Braes of Balquhidder:- There are two dances with this name you know. One a strathspey, this a reel. And what is different about this dance is the phrasing. You can't parse it neatly. You need to exercise good judgement and common sense. The first 16 bars are restrained and then it takes off and flies! There a pieces that you can not phrase in a normal, what we were taught, fashion. A little more, a little further, with more flight. you need either young legs or to know how to cut corners.

Fingal's Fancy:- A nice light hearted jig. Need a simple dance with Double Triangles? Choose this one.

John McAlpin:- I have a problem with this dance as done in this area. It seems to be the rule, self selected and not taught by any teacher that I know of, that as 1C dance down to 2nd place and turn with LH to face 1st corners  2nd couple step on on bars 7&8.  What??

Once result, which I have seen, is that 1C end up somewhere down between 3rd couple and have no idea where their corners are. Good for a hearty laugh - and some embarrassment. The instructions are very clear - 2C steps up AS 1C lead down -  on bars 5&6!! It opens up the space where 1C must end and prevents the confusion.

Davy Nick Nack:- Great dance. Just one thing of which you must beware - DO NOT EVER dance this in a 7 couple set unless it is a children's class and you are desperately trying burn off their excess energy.

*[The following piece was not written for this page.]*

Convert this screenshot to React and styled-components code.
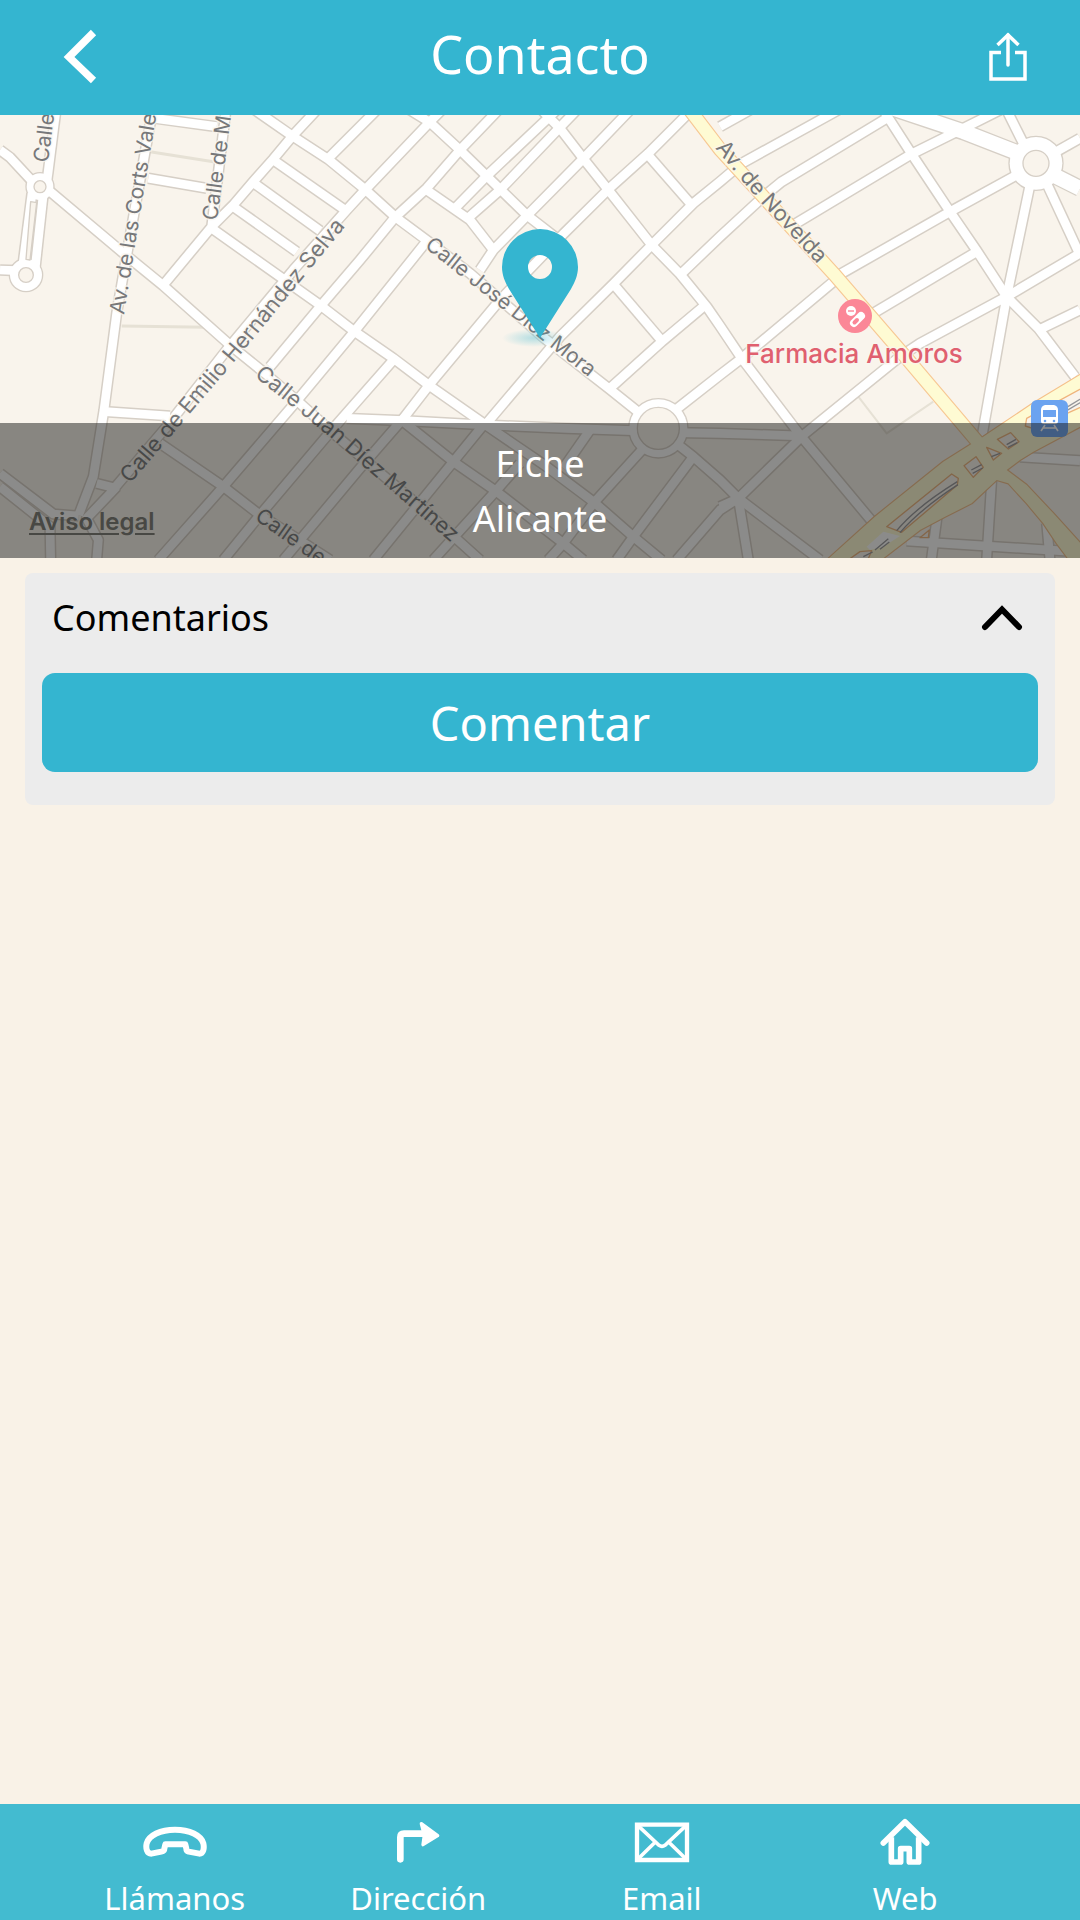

Thursday, January 28, 2016

25 January 2016 - NHFM

I taught 7 dances. Some familiar. Some not. Some from upcoming party programs, some not.
The class was light on dancers which severely impacted my choice of program.

The regular New Haven class meets on Tuersdays and, on the weeks when I teach my monthly Monday class, they are now canceling the Tuesday class since too many of the dancers are choosing not to dance 2 nights in row. There is something wrong with this picture.

I started this class because I lived in New Haven, danced and taught there for over 25 years, took over  a different class that met the same night and I was not happy having to choose one over the other. I therefore set up this once a month class so I could stay involved and in touch with my immediate 'family'.

I have some rethinking to do.
1. Not all the Tuesday dancers are able to attend my Monday class.
2. My numbers are light.
3. Everyone who is coming on Monday also danced on Tuesdays.
4. If Tuesday dancing is being canceled because of my Monday class...
5. Young Emma and her mom say Tuesdays is actually better for her
6. If changing my reservation to Tuesday is acceptable with the Friends Meeting then, other than the conflict with the Ho Ho Kus class who also dance on Tuesdays, switching my trip to New Haven to Tuesday seems to make sense.

What I taught:

Gloria's Wee Jig  –  (32 J 2)  –  McMurtry
Domino Five  –  (32 R 5some)  –  Haynes
On the Quarter-Deck  –  (32 H 2)  –  Boyd
A Moment for Marilynn  –  (32 S 2)  –  Glasspool
The Portland Mermaid  –  (32 S 3 set)  –  Price
Miss Eleanor  –  (32 S 3 set)  –  Bk 49
Blairmormond  –  (32 S 2)  –  Drewry


Gloria's Wee Jig:- We have done it before and it still gets smiles and good reviews from the dancers.
                              The set up for the Ladies' Chain is nice and the end little chase is just plain sweet.

Domino Five:- A very simple five person dance from Derek Haynes. Tedious if done on a regular basis.

On the Quarter-Deck:- I have always liked this one. It is one of my top 50. It is simple, accessible, and it helps if you pick good music. And with hornpipes that is easy to do. They are all good, aren't they?

A Moment for Marilynn:- This one is pure dead brilliant and beautiful. A stunner! La Baratte is the only formation that requires practice and more practice. I find that this dance fully rewards all the work required to get it right. Top 50 for sure. It is in the database but without any data. I will correct this oversight shortly.

The Portland Mermaid:- I actually like it. (I know, I know, I wrote it. But just because I wrote it doesn't mean it is any good - but when the dancers are saying they like it there might be some truth to it). The real issue is that I have the dancers doing a couple of slightly unusual patterns and I have been struggling to find the best words to convey the movements. I am getting there - slowly.
Due to be published Real Soon Now.

Miss Eleanor:- YES! Another 3 couple bourrell! Finally! Two thumbs up. So far that is a total 4 good dances from the new book. That's so good I can't complain. I have tried four and all four were good dances. I mean, how many of us still teach any of the dances from Book 28?

Blairmormond:- A John Drewry dance. How bad could it be? That was rhetorical, obviously. It has the flow. Thumbs up. Just don't take the diagram or the cribs too seriously even though they are absolutely correct.

The class is advanced. They know what they are doing and they know what works. They did not dance the reel of four as it was written because it worked better slightly modified.
As written:
 "at the end, the men turn each other with the  left hand once round to finish back to back in the middle facing own partners.

The dancers found this awkward. The men found it easier to end offset while the ladies looped into place to face partner. This did not affect the set to and turn partner into circle four. At some point we become too rule bound for good dancing. It isn't a science it is an art. There has to be a place for common sense. The change made did not change the dance in any substantive way and in my opinion it flowed better. But in your class it is your call.